Read in January, 2007

Have you read this book? If not, and you want a good clean laugh, I'd recommend it. I just randomly picked it out of the humor section at Borders last night and it turned out to be a real howl. You know you've got a funny book on your hands when your daughter, becoming slightly exasperated with all the laughing, suggests that maybe it would be best if you took a little break from the book and did something else for a while!

The book is a hilarious compilation of letters, purportedly written by the pseudonymic Mr. Nancy, directed to various companies requesting assistance, permissions, and information, and making suggestions, about the companies services and products. There is, for instance, a letter to Disney World Resorts requesting permission to bring Mr. Nancy's own personal ice machine to his hotel room when he visits Orlando. Each letter (well, almost all of them) are accompanied by the response from the poor sap in the company (or sometimes even the president of the company) assigned to respond.

The overall effect is hilarious, in part because all of the requests are off-the-wall, but more so because of the author's brilliant comedic style. He is, for example, a master of inserting irrelevant detail in the letters.

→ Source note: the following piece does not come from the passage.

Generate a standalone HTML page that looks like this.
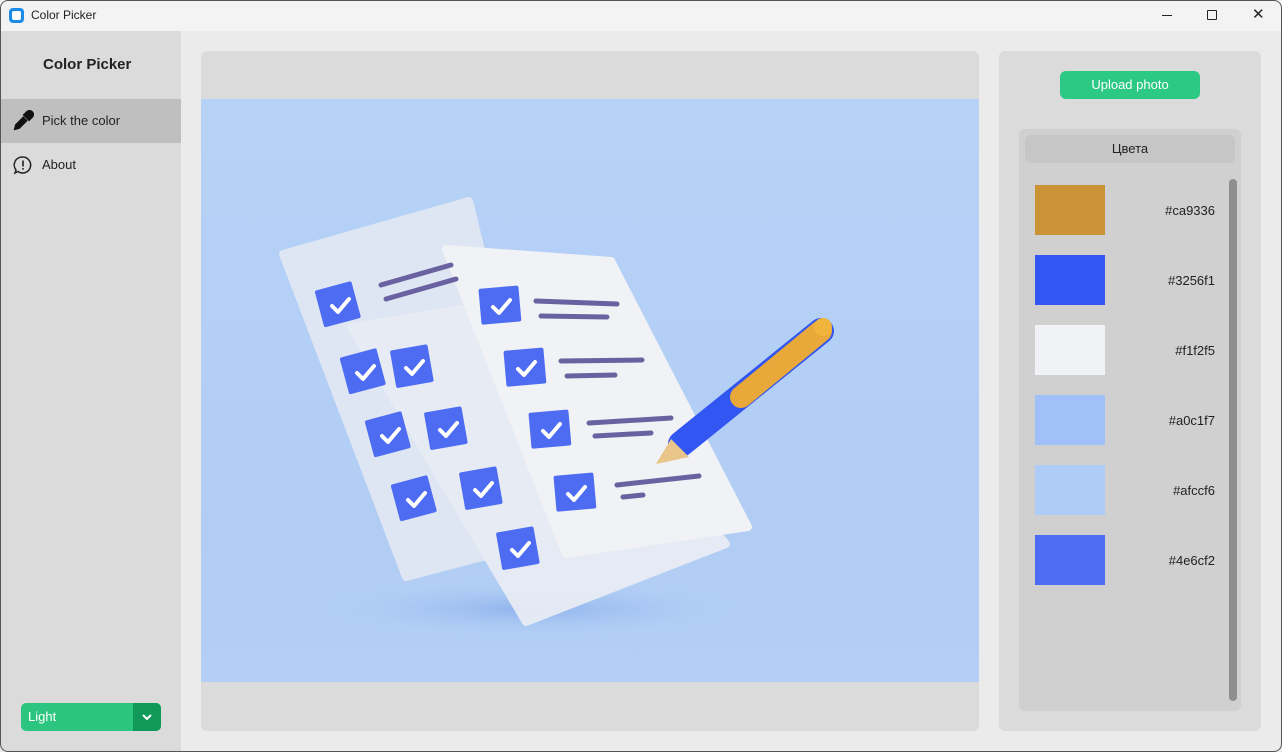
<!DOCTYPE html>
<html><head><meta charset="utf-8"><style>
*{margin:0;padding:0;box-sizing:border-box}
body{width:1282px;height:752px;background:#ebebeb;font-family:"Liberation Sans","Noto Sans CJK SC",sans-serif;position:relative;overflow:hidden}
.abs{position:absolute}
</style></head><body>
<div class="abs" style="left:0;top:0;width:1282px;height:31px;background:#f3f3f3"></div>
<div class="abs" style="left:9px;top:8px;width:15px;height:15px;border-radius:4px;background:#1a8ce8"><div style="margin:3px;width:9px;height:9px;background:#fff;border-radius:2px"></div></div>
<div class="abs" style="left:31px;top:8px;font-size:12px;color:#222">Color Picker</div>
<div class="abs" style="left:1162px;top:15px;width:10px;height:1px;background:#222"></div>
<div class="abs" style="left:1207px;top:10px;width:10px;height:10px;border:1px solid #222;border-radius:1px"></div>
<div class="abs" style="left:1252px;top:9px;font-size:15px;color:#222;line-height:12px">✕</div>

<div class="abs" style="left:1px;top:31px;width:180px;height:720px;background:#dbdbdb"></div>
<div class="abs" style="left:43px;top:56px;font-size:15px;font-weight:bold;color:#222">Color Picker</div>
<div class="abs" style="left:1px;top:99px;width:180px;height:44px;background:#bfbfbf"></div>
<svg class="abs" style="left:12px;top:110px" width="22" height="22" viewBox="0 0 22 22"><path d="M15 2 a2.5 2.5 0 0 1 5 5 l-3 3 -5 -5z" fill="#111" stroke="#111" stroke-width="2"/><path d="M12 7 L4 15 L3 19 L7 18 L15 10" fill="#111" stroke="#111" stroke-width="2"/></svg>
<div class="abs" style="left:42px;top:113px;font-size:13px;color:#222">Pick the color</div>
<svg class="abs" style="left:13px;top:155px" width="20" height="20" viewBox="0 0 20 20"><path d="M10 2a8 8 0 1 1 -5 14.5 l-3 1.5 1 -3A8 8 0 0 1 10 2z" fill="none" stroke="#222" stroke-width="1.5"/><rect x="9.2" y="5.5" width="1.6" height="6" fill="#222"/><rect x="9.2" y="13" width="1.6" height="1.6" fill="#222"/></svg>
<div class="abs" style="left:42px;top:157px;font-size:13px;color:#222">About</div>
<div class="abs" style="left:21px;top:703px;width:140px;height:28px;border-radius:5px;background:#2cc57f;overflow:hidden"><div style="position:absolute;right:0;top:0;width:28px;height:28px;background:#11995a"></div><div style="position:absolute;left:7px;top:6px;font-size:13px;color:#fff">Light</div><svg style="position:absolute;right:9px;top:10px" width="10" height="8"><path d="M1 2l4 4 4-4" stroke="#fff" stroke-width="2" fill="none"/></svg></div>

<div class="abs" style="left:201px;top:51px;width:778px;height:680px;background:#dbdbdb;border-radius:6px"></div>
<svg class="abs" style="left:201px;top:99px" width="778" height="583" viewBox="0 0 778 583">
<defs><linearGradient id="bg" x1="0" y1="0" x2="0" y2="1"><stop offset="0" stop-color="#b7d2f7"/><stop offset="0.75" stop-color="#b1cdf4"/><stop offset="1" stop-color="#b3cff6"/></linearGradient>
<radialGradient id="sh"><stop offset="0" stop-color="#8fb3ec"/><stop offset="1" stop-color="#b3cff6" stop-opacity="0"/></radialGradient></defs>
<rect width="778" height="583" fill="url(#bg)"/>
<ellipse cx="330" cy="510" rx="230" ry="30" fill="url(#sh)"/>
<polygon points="82,155 268,102 350,440 205,478" fill="#e3e8f3" opacity="0.9" stroke="#e3e8f3" stroke-width="8" stroke-linejoin="round"/>
<polygon points="150,228 320,200 525,445 325,523" fill="#e8ecf5" opacity="0.95" stroke="#e8ecf5" stroke-width="8" stroke-linejoin="round"/>
<polygon points="245,150 410,162 547,428 365,455" fill="#f1f2f5" stroke="#f1f2f5" stroke-width="8" stroke-linejoin="round"/>
<g fill="#4e6cf2" stroke="#4e6cf2" stroke-width="4" stroke-linejoin="round">
<rect x="120" y="188" width="34" height="34" transform="rotate(-15 138 206)"/>
<rect x="145" y="255" width="34" height="34" transform="rotate(-15 163 273)"/>
<rect x="170" y="318" width="34" height="34" transform="rotate(-15 188 336)"/>
<rect x="196" y="382" width="34" height="34" transform="rotate(-15 214 400)"/>
<rect x="194" y="250" width="34" height="34" transform="rotate(-10 212 268)"/>
<rect x="228" y="312" width="34" height="34" transform="rotate(-10 246 330)"/>
<rect x="263" y="372" width="34" height="34" transform="rotate(-10 281 390)"/>
<rect x="300" y="432" width="34" height="34" transform="rotate(-10 318 450)"/>
<rect x="281" y="190" width="36" height="32" transform="rotate(-5 300 207)"/>
<rect x="306" y="252" width="36" height="32" transform="rotate(-5 325 269)"/>
<rect x="331" y="314" width="36" height="32" transform="rotate(-5 350 331)"/>
<rect x="356" y="377" width="36" height="32" transform="rotate(-5 375 394)"/>
</g>
<g fill="none" stroke="#fff" stroke-width="4" stroke-linecap="round" stroke-linejoin="round">
<path d="M131 207l6 6 11-13"/><path d="M156 274l6 6 11-13"/><path d="M181 337l6 6 11-13"/><path d="M207 401l6 6 11-13"/>
<path d="M205 269l6 6 11-13"/><path d="M239 331l6 6 11-13"/><path d="M274 391l6 6 11-13"/><path d="M311 451l6 6 11-13"/>
<path d="M292 208l6 6 11-13"/><path d="M317 270l6 6 11-13"/><path d="M342 332l6 6 11-13"/><path d="M367 395l6 6 11-13"/>
</g>
<g stroke="#6a62a0" stroke-width="5" stroke-linecap="round">
<line x1="335" y1="202" x2="416" y2="205"/><line x1="340" y1="217" x2="406" y2="218"/>
<line x1="360" y1="262" x2="441" y2="261"/><line x1="366" y1="277" x2="414" y2="276"/>
<line x1="388" y1="324" x2="470" y2="319"/><line x1="394" y1="337" x2="450" y2="334"/>
<line x1="416" y1="386" x2="498" y2="377"/><line x1="422" y1="398" x2="442" y2="396"/>
<line x1="180" y1="186" x2="250" y2="166"/><line x1="185" y1="200" x2="255" y2="180"/>
</g>
<line x1="480" y1="345" x2="620" y2="232" stroke="#3256f1" stroke-width="26" stroke-linecap="round"/>
<line x1="540" y1="298" x2="620" y2="232" stroke="#e8a93a" stroke-width="22" stroke-linecap="round"/>
<polygon points="470,340 488,358 455,365" fill="#e9c58a"/>
<circle cx="622" cy="228" r="9" fill="#f0b43a"/>
</svg>

<div class="abs" style="left:999px;top:51px;width:262px;height:680px;background:#dbdbdb;border-radius:6px"></div>
<div class="abs" style="left:1060px;top:71px;width:140px;height:28px;background:#2cc985;border-radius:6px;color:#fff;font-size:13px;text-align:center;line-height:28px">Upload photo</div>
<div class="abs" style="left:1019px;top:129px;width:222px;height:582px;background:#d0d0d0;border-radius:6px"></div>
<div class="abs" style="left:1025px;top:135px;width:210px;height:28px;background:#c6c6c6;border-radius:6px;font-size:13px;color:#222;text-align:center;line-height:28px">Цвета</div>
<div class="abs" style="left:1229px;top:179px;width:8px;height:522px;background:#8e8e8e;border-radius:4px"></div>
<div class="abs" style="left:1035px;top:185px;width:70px;height:50px;background:#ca9336"></div>
<div class="abs" style="left:1035px;top:255px;width:70px;height:50px;background:#3256f1"></div>
<div class="abs" style="left:1035px;top:325px;width:70px;height:50px;background:#f1f2f5"></div>
<div class="abs" style="left:1035px;top:395px;width:70px;height:50px;background:#a0c1f7"></div>
<div class="abs" style="left:1035px;top:465px;width:70px;height:50px;background:#afccf6"></div>
<div class="abs" style="left:1035px;top:535px;width:70px;height:50px;background:#4e6cf2"></div>
<div class="abs" style="left:1115px;top:203px;width:100px;text-align:right;font-size:13px;color:#222">#ca9336</div>
<div class="abs" style="left:1115px;top:273px;width:100px;text-align:right;font-size:13px;color:#222">#3256f1</div>
<div class="abs" style="left:1115px;top:343px;width:100px;text-align:right;font-size:13px;color:#222">#f1f2f5</div>
<div class="abs" style="left:1115px;top:413px;width:100px;text-align:right;font-size:13px;color:#222">#a0c1f7</div>
<div class="abs" style="left:1115px;top:483px;width:100px;text-align:right;font-size:13px;color:#222">#afccf6</div>
<div class="abs" style="left:1115px;top:553px;width:100px;text-align:right;font-size:13px;color:#222">#4e6cf2</div>
<div class="abs" style="left:0;top:0;width:1282px;height:752px;border:1px solid #555;border-radius:8px;pointer-events:none"></div>
</body></html>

For example, in a letter to the Golden Nugget inquiring about his mattress, he inserts, at a completely irrelevant point, that he will be arriving in a 61-year-old Buick. Does seem that funny to you? No? Well, that's just because I'm not ruining it for you by giving you the whole context. Read it yourself and weep--tears of laughter.

The author also somehow manages to convey an impeccable sense of comedic cadence in print--no doubt one of several reasons Jerry Seinfeld has been accused of being Ted L. himself.

The letters are also funny because they very accurately reflect that kind of almost-but-not-quite-insane prose one gets in inappropriate letters of application and other intended-to-be-official correspondence. If you've been on a few search committees, you know what I mean. Like when the poet applies for the quantitative methodology position and attempts to explain why he or she would be a good fit for the position. This is reflected in Nancy's assumptions that the reader knows way more about his life than the reader ever could, and his assumption that he and the letter reader are in an actual dialog (he writes BACK after the first response and seems to fully expect the same person to read his letter, to remember the first letter, and to continue developing their correspondent relationship).

Also quite amusing are the twists, turns, and contortions the responders go through in their attempts to return Nancy's extreme politeness and congeniality--that is, unless the person responding is a lawyer, in which case the response to Ted's almost child-like good nature becomes expectedly rude. "Accordingly, we must reject your proposal to share the "Whiskey Pete's" or "Whisky Pats" name in anyway and demand that you not pursue this matter further. If you do, we will be forced to pursue all legal avenues available to protect our rights to this important name."